Tin Le Mini lesson 10 Lollipop chart on paid wage of software engineers
library(tidyverse)
## Loading tidyverse: ggplot2
## Loading tidyverse: tibble
## Loading tidyverse: tidyr
## Loading tidyverse: readr
## Loading tidyverse: purrr
## Loading tidyverse: dplyr
## Conflicts with tidy packages ----------------------------------------------
## filter(): dplyr, stats
## lag(): dplyr, stats
library(readxl)
library(lubridate)
##
## Attaching package: 'lubridate'
## The following object is masked from 'package:base':
##
## date
library()
sd <- read_excel("E:/Download/csc463/sd.xlsx", col_types = c("text", "text",
"text", "text", "text", "text", "text",
"text", "text", "text", "text", "text",
"text", "text", "text", "text", "text",
"text", "text", "text", "text", "text",
"text", "numeric", "text", "numeric"))
## Warning in read_fun(path = path, sheet = sheet, limits = limits, shim =
## shim, : Coercing text to numeric in X146963 / R146963C24: '45870'
## Warning in read_fun(path = path, sheet = sheet, limits = limits, shim =
## shim, : Coercing text to numeric in X164631 / R164631C24: '76700'
#Work did in class
glimpse(sd)
## Observations: 167,278
## Variables: 26
## $ CASE_NUMBER <chr> "I-200-14073-248840", "A-15061-...
## $ CASE_STATUS <chr> "denied", "denied", "denied", "...
## $ CASE_RECEIVED_DATE <chr> "3/14/2014", "3/19/2015", "9/13...
## $ DECISION_DATE <chr> "3/21/2014", "3/19/2015", "9/23...
## $ EMPLOYER_NAME <chr> "ADVANCED TECHNOLOGY GROUP USA,...
## $ PREVAILING_WAGE_SUBMITTED <chr> "6217100", "5067600", "4947000"...

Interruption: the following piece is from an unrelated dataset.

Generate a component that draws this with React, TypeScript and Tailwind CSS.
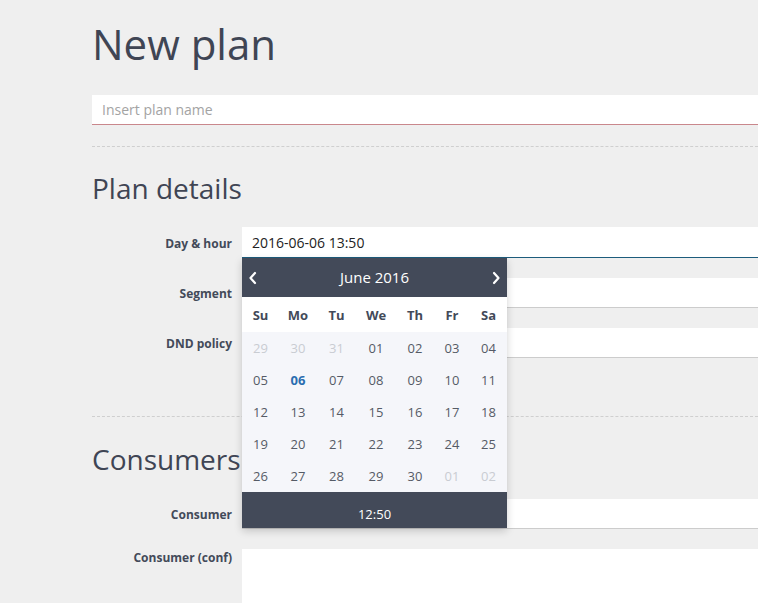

## $ PREVAILING_WAGE_SUBMITTED_UNIT <chr> "year", "year", "year", "month"...
## $ PAID_WAGE_SUBMITTED <chr> "62171", "91440", "49470", "438...

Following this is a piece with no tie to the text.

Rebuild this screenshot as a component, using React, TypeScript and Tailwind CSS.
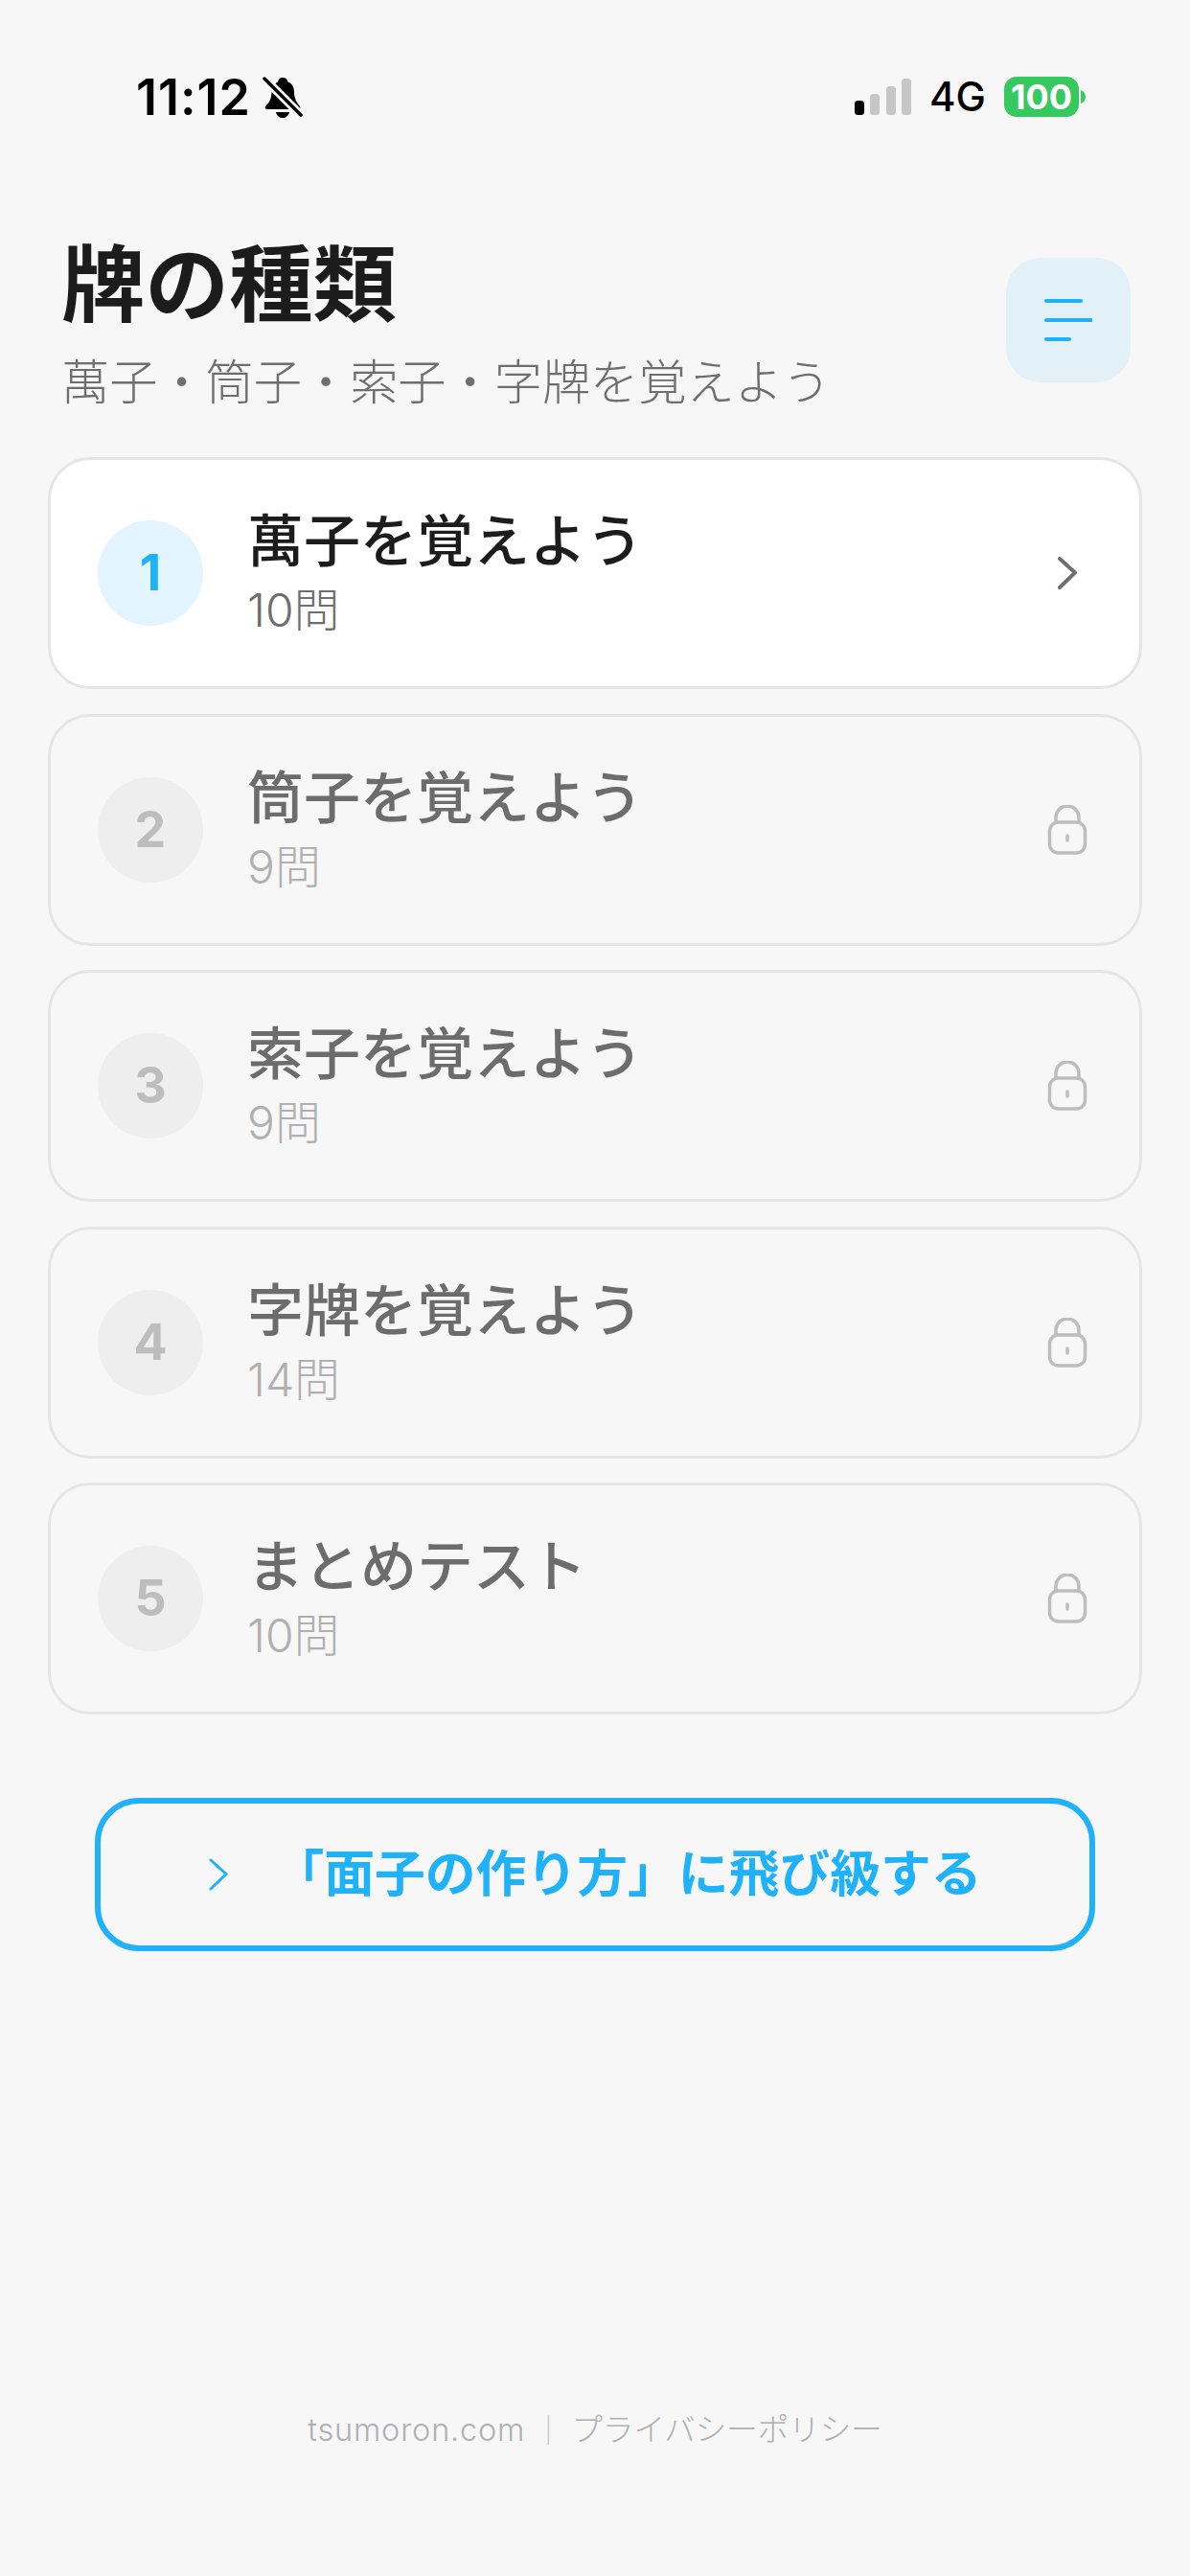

## $ PAID_WAGE_SUBMITTED_UNIT <chr> "year", "year", "year", "year",...
## $ JOB_TITLE <chr> "SOFTWARE ENGINEER", "Assistant...

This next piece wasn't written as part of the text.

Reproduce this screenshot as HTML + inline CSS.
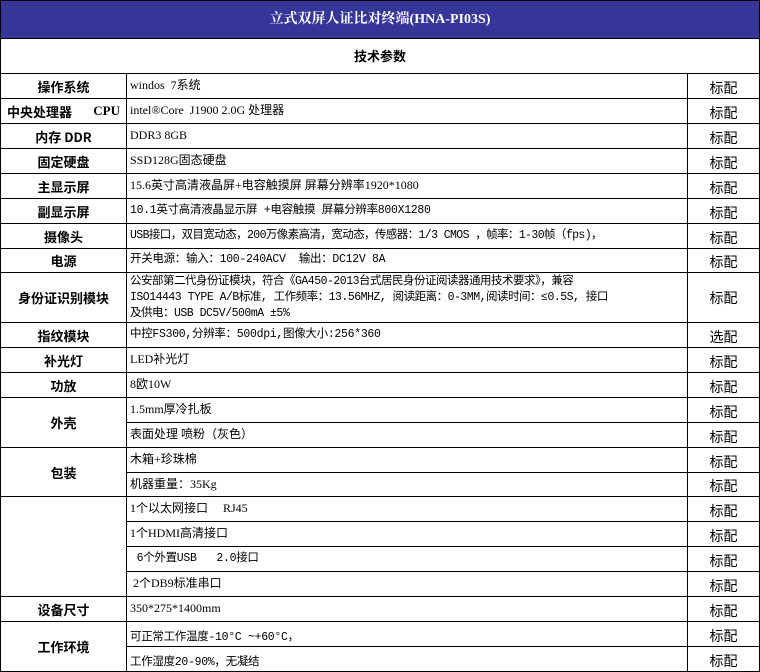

## $ WORK_CITY <chr> "BLOOMINGTON", "SAN FRANCISCO",...
## $ EDUCATION_LEVEL_REQUIRED <chr> "NA", "Doctorate", "NA", "NA", ...
## $ COLLEGE_MAJOR_REQUIRED <chr> "NA", "marketing", "NA", "NA", ...
## $ EXPERIENCE_REQUIRED_Y_N <chr> "NA", "n", "NA", "NA", "NA", "N...
## $ EXPERIENCE_REQUIRED_NUM_MONTHS <chr> "NA", NA, "NA", "NA", "NA", "NA...
## $ COUNTRY_OF_CITIZENSHIP <chr> "NA", "IRAN", "NA", "NA", "NA",...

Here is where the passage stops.